Before meeting with you to prepare your tax return, you may need to gather certain information that applies to your circumstances for the year. There’s no denying that the ATO’s pre-filling service takes care of a lot of the traditional paperwork, however most of this information is not available until late-July. If you’re happy to wait until then, the ATO’s systems will usually be able to provide information shared by employers, banks, government agencies, health funds and other third parties.
We will then be able to check this information with you and discuss any deductions you may be able to claim. However to be thorough, before coming in for your appointment, below are the sorts of information you should look at bringing with you to assist us in completing your tax return.
- PAYG Payment summaries: These outline the income you have received from your employer during the year.
- Other payment summaries: These may come from your super fund or Centrelink and will outline superannuation lump sums or income streams received as well as government payments.
- Bank statements: Details interest you have earned during the year. You may also be able to access interest details using your online banking account.
- Shares, unit trusts or managed fund statements: Information on dividends or distributions you have received.
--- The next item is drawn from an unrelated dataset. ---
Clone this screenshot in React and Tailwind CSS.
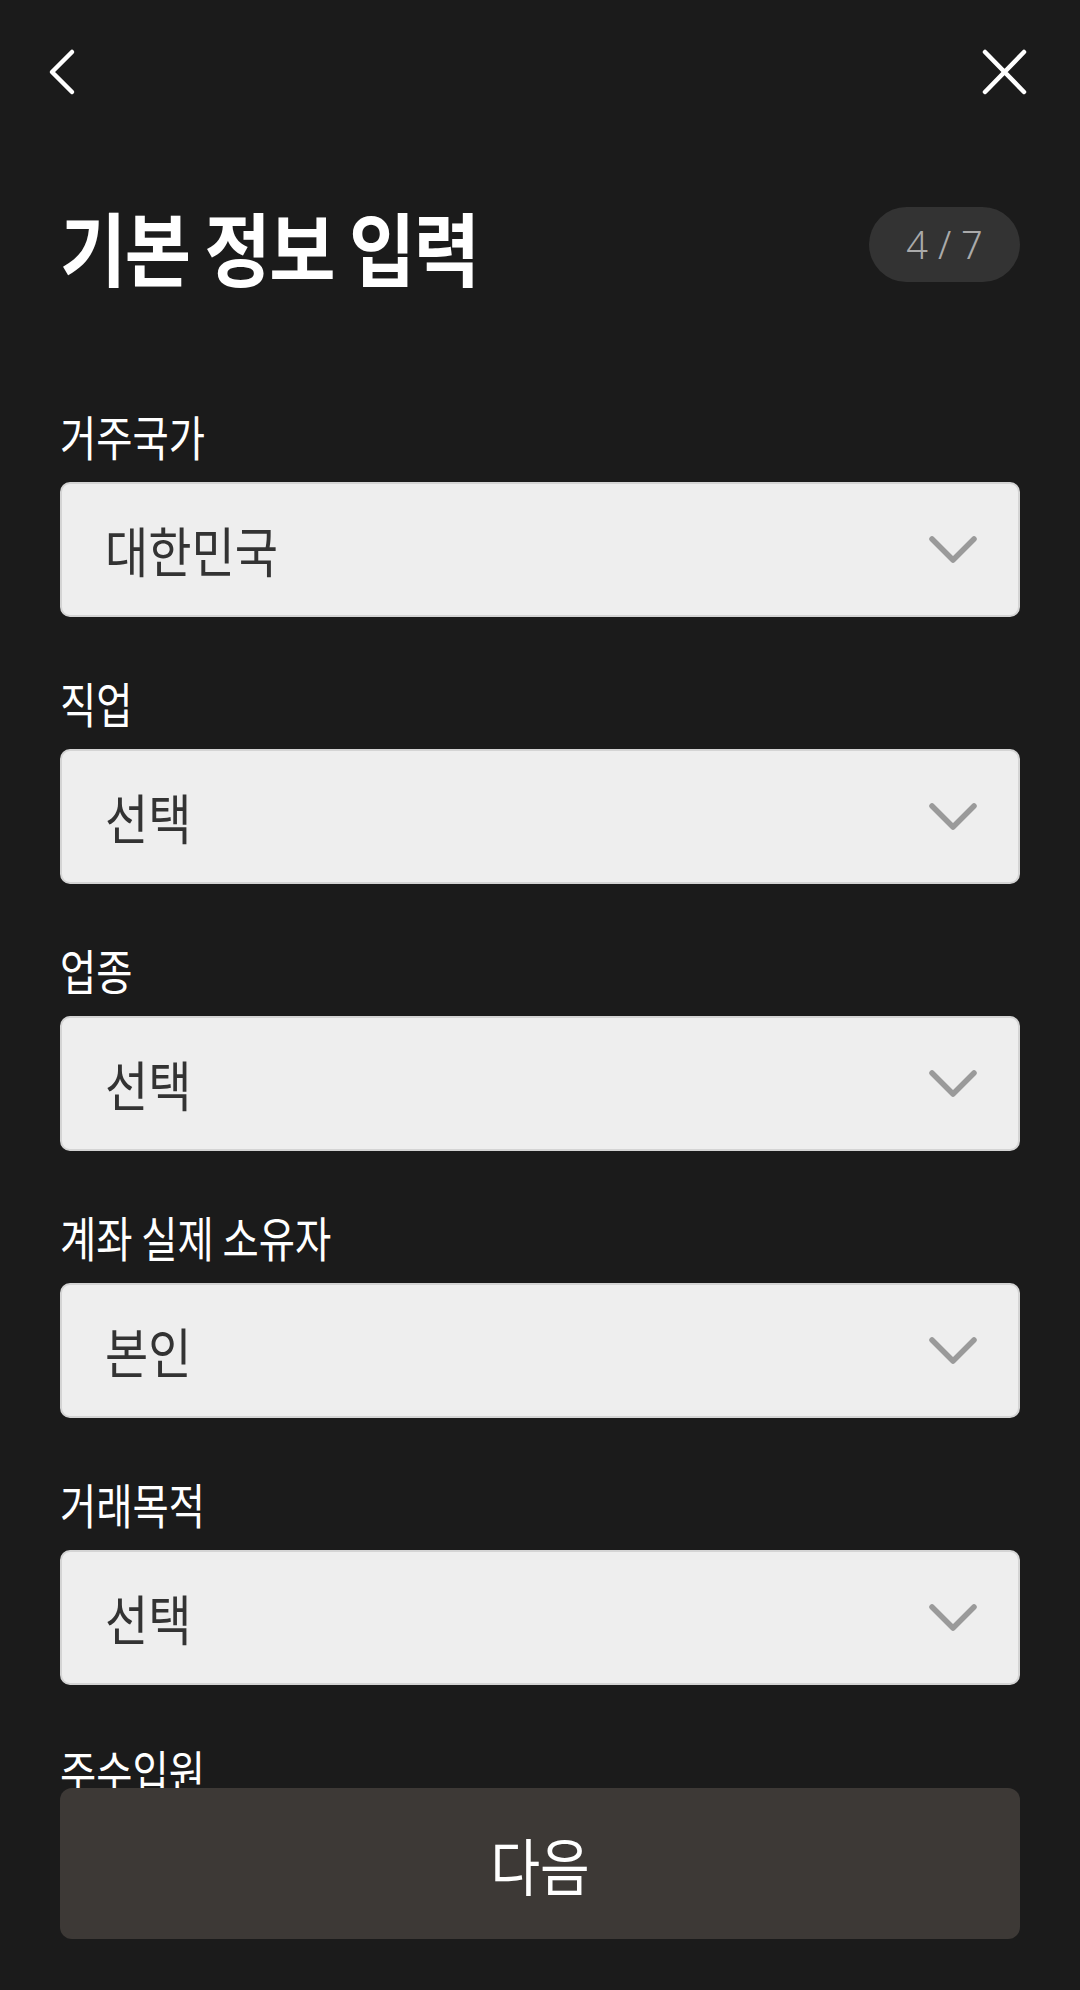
const fields = [
  { label: "거주국가", value: "대한민국" },
  { label: "직업", value: "선택" },
  { label: "업종", value: "선택" },
  { label: "계좌 실제 소유자", value: "본인" },
  { label: "거래목적", value: "선택" },
  { label: "주수입원", value: "선택" },
];

const kr = { fontFamily: '"Noto Sans CJK KR", "Noto Sans", sans-serif' };

const Chevron = () => (
  <svg width="50" height="30" viewBox="0 0 50 30" fill="none">
    <path d="M4 4 L25 25 L46 4" stroke="#9a9a9a" strokeWidth="5.5" strokeLinecap="round" strokeLinejoin="round" />
  </svg>
);

const SelectField = ({ label, value }) => (
  <div className="flex flex-col">
    <div className="h-[58px] flex items-end">
      <span className="inline-block origin-left scale-x-[0.82] whitespace-nowrap text-[48px] leading-none text-white">
        {label}
      </span>
    </div>
    <div className="mt-[23px] h-[135px] rounded-[10px] border-2 border-[#d4d4d4] bg-[#eeeeee] flex items-center justify-between pl-[43px] pr-[40px]">
      <span className="inline-block origin-left scale-x-[0.87] whitespace-nowrap text-[54px] leading-none text-[#333333]">
        {value}
      </span>
      <Chevron />
    </div>
  </div>
);

export default function App() {
  return (
    <div className="w-[1080px] h-[1990px] bg-[#1b1b1b] flex flex-col overflow-hidden" style={kr}>
      <div className="flex-1 overflow-hidden px-[60px]">
        <div className="h-[144px] flex items-center justify-between -ml-[18px] -mr-[9px]">
          <svg width="44" height="50" viewBox="0 0 44 50" fill="none">
            <path d="M30 5 L10 25 L30 45" stroke="white" strokeWidth="4.5" strokeLinecap="round" strokeLinejoin="round" />
          </svg>
          <svg width="50" height="50" viewBox="0 0 50 50" fill="none">
            <path d="M6 5 L45 45 M45 5 L6 45" stroke="white" strokeWidth="4.5" strokeLinecap="round" />
          </svg>
        </div>
        <div className="mt-[63px] flex items-center justify-between h-[75px]">
          <h1 className="inline-block origin-left scale-x-[0.9] whitespace-nowrap text-[80px] font-bold leading-none tracking-[-0.02em] text-white">
            기본 정보 입력
          </h1>
          <div className="w-[151px] h-[75px] rounded-full bg-[#333333] flex items-center justify-center text-[38px] font-light text-[#aaaaaa]" style={{ fontFamily: '"Noto Sans", sans-serif' }}>
            4 / 7
          </div>
        </div>
        <div className="mt-[119px] flex flex-col gap-[51px]">
          {fields.map((f) => (
            <SelectField key={f.label} {...f} />
          ))}
        </div>
      </div>
      <div className="px-[60px] pb-[51px]">
        <button className="w-full h-[151px] rounded-[12px] bg-[#3d3936] flex items-center justify-center">
          <span className="inline-block scale-x-[0.87] text-[62px] leading-none text-white">다음</span>
        </button>
      </div>
    </div>
  );
}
- Buy and sell investment statements: Needed to calculate capital gains and losses when you dispose of an investment. You should be able to access this information from your online broking account or investment advisor.
- Rental property records: If you use an agent to manage the property, they should provide you with an annual statement that details income and expenses. Other details to provide will include council rates, water rates, insurance, interest expenses and repairs.
- Private health insurance statement: Information needed to complete the private health insurance section of your tax return.
Income you must declare
- Employment income
- Superannuation income streams, lump sums, annuities and government payments
- Investment income (interest, dividends, rent and capital gains)
- Business, partnership and trust income
- Foreign income
- Income from the sharing economy (Uber and Airbnb)
- Business income
Deductions you may be able to claim
- Vehicle and travel expenses: This does not normally include travel between home and work (unless transporting bulky tools or equipment), but if you use your car for work in different locations, then you may be able to claim a deduction.
- Clothing, laundry and dry-cleaning expenses: For uniform expenses, the clothing must contain a logo or be occupation specific, such as chef’s pants. You may also be able to claim protective workwear such as steel capped boots.
- Gifts and donations: Only contributions made to organisations that are endorsed by the ATO as ‘deductible gift recipients’ (DGRs).
- Home office expenses: Costs may include computer, phone and internet but only the proportion of expenses that relate to work can be claimed.
- Self-education expenses: Providing the study relates to your current job, you may be able to claim course fees, books, stationary, internet, home office expenses and travel.
- Tools and equipment: If you purchase tools or equipment to help you earn your income, you may be able to claim for some of all of the cost.
- Other deductions: Other items you can claim include union fees, costs associated with managing your tax affairs, income protection insurance if paid outside of your super fund, overtime meals and personal superannuation contributions.
This is not an exhaustive list so please check with our office for more ideas.
Expenses that cannot be claimed
While the ATO is focused on helping taxpayers get their deductions right, there are a number expenses that should be avoided when preparing your tax return.
- Travel between home and work.
- Car expenses that have been salary sacrificed, such as a novated lease.
- Meal expenses unless you are required to work away from home overnight.
- Everyday clothing purchases to wear to work, even if your employer requires you to wear them. For example, a suit or black pants.
- Self-education expenses where there is no direct connection to your current employment.
- Phone or internet expenses that are related to you own private use.